■ Stored records ■
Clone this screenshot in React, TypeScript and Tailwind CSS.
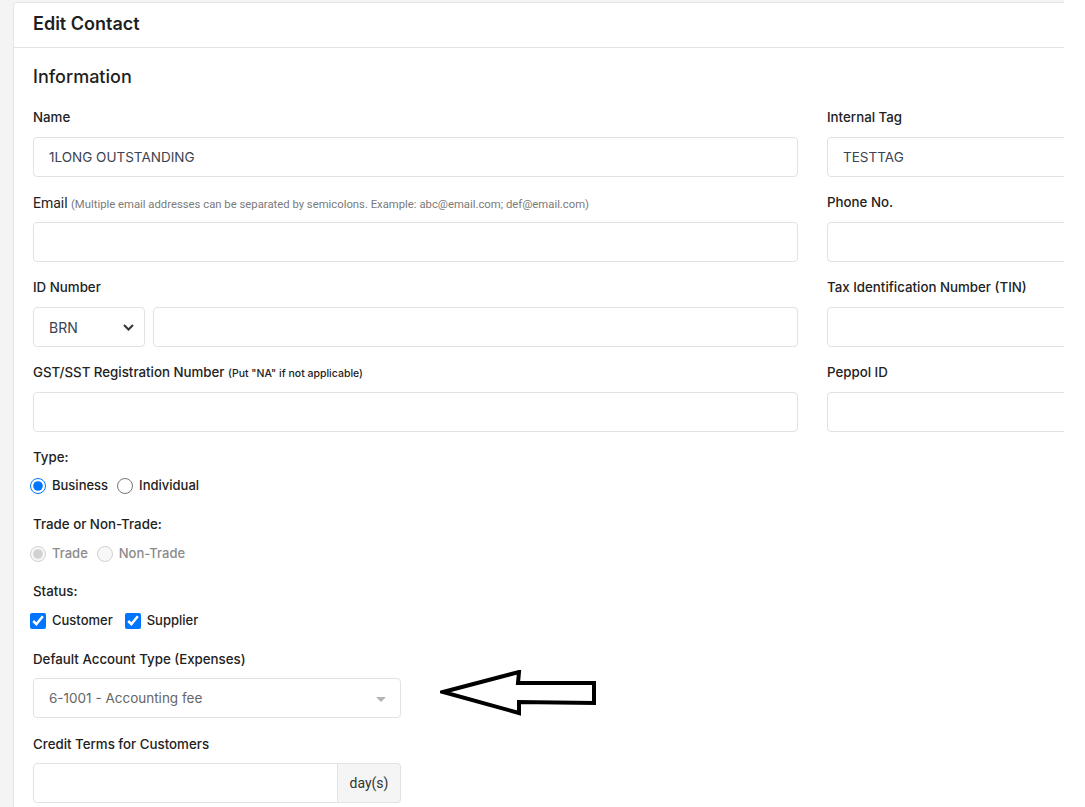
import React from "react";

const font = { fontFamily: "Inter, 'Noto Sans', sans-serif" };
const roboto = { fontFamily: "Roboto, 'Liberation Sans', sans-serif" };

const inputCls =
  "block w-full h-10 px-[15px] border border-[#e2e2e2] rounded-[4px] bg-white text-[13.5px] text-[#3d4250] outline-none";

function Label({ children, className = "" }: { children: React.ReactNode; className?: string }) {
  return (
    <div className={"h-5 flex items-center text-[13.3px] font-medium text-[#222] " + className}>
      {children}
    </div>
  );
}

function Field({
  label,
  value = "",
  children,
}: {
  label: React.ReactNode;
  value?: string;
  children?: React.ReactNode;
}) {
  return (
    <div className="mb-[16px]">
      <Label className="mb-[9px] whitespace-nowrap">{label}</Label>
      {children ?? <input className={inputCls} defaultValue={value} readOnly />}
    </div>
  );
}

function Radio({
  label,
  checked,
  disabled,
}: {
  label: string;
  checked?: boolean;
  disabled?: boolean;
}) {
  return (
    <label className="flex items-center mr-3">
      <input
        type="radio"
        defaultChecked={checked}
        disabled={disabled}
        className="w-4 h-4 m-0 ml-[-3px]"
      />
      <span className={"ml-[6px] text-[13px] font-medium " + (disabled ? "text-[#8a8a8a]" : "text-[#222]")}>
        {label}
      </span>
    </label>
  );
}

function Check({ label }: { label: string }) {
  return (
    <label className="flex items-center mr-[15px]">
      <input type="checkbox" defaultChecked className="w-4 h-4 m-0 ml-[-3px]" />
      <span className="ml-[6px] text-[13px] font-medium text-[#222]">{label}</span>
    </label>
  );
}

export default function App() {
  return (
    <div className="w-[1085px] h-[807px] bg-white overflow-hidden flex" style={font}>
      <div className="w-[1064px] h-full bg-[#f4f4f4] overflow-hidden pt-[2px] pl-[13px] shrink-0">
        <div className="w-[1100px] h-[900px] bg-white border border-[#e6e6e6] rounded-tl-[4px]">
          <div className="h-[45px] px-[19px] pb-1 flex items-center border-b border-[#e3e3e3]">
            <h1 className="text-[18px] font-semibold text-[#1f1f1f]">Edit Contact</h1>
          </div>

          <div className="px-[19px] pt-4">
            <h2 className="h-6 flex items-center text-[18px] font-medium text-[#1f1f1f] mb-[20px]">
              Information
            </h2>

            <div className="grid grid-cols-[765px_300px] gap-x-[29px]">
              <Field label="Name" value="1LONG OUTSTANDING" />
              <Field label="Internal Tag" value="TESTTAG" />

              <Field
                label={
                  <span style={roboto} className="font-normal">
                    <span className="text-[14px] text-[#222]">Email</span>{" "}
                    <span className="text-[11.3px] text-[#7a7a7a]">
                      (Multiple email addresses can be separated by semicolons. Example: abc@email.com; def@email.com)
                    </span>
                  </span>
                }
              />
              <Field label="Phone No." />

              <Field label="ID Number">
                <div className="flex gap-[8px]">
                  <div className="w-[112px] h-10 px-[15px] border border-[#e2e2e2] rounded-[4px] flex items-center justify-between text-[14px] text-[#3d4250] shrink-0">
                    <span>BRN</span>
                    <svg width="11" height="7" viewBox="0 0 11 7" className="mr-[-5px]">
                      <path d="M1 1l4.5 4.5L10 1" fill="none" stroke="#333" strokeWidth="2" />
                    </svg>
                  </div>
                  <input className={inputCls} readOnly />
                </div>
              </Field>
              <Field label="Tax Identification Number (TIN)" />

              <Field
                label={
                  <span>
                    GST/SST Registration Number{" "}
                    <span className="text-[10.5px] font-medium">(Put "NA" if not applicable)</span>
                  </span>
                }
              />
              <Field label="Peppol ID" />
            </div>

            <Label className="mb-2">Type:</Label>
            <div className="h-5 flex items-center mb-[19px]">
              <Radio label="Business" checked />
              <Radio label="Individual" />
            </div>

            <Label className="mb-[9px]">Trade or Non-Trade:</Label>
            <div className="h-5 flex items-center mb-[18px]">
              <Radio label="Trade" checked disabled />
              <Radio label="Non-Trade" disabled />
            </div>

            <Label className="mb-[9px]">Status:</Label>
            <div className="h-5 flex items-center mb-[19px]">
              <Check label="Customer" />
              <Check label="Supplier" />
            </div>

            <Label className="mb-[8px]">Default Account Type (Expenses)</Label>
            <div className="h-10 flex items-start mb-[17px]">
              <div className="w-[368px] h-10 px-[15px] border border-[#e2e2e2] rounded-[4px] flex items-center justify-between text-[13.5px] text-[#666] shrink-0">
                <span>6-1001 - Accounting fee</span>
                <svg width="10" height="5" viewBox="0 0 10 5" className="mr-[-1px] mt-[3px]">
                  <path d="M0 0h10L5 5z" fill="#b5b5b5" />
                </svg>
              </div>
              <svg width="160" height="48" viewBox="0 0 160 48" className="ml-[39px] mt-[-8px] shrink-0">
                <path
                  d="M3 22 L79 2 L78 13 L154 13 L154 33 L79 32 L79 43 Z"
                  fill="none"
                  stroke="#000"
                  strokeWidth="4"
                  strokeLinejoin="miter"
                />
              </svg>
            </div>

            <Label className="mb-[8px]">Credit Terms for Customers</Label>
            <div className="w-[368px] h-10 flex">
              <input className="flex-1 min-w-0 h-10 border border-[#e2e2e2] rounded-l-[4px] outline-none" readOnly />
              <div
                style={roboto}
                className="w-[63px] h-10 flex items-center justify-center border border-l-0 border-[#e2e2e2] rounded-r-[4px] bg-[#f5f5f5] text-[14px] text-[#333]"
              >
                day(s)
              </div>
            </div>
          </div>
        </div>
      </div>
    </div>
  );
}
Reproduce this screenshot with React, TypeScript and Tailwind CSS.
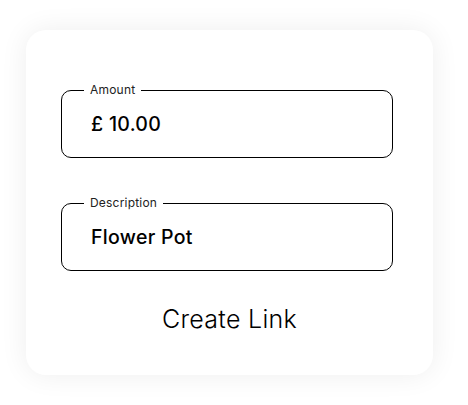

■ Job ■
Return the lines exactly as they stand, from the start of the entries through the line holding "w-full h-10 px-[15px]"; omit the pictures.

■ Complete response ■
Clone this screenshot in React, TypeScript and Tailwind CSS.
import React from "react";

const font = { fontFamily: "Inter, 'Noto Sans', sans-serif" };
const roboto = { fontFamily: "Roboto, 'Liberation Sans', sans-serif" };

const inputCls =
  "block w-full h-10 px-[15px] border border-[#e2e2e2] rounded-[4px] bg-white text-[13.5px] text-[#3d4250] outline-none";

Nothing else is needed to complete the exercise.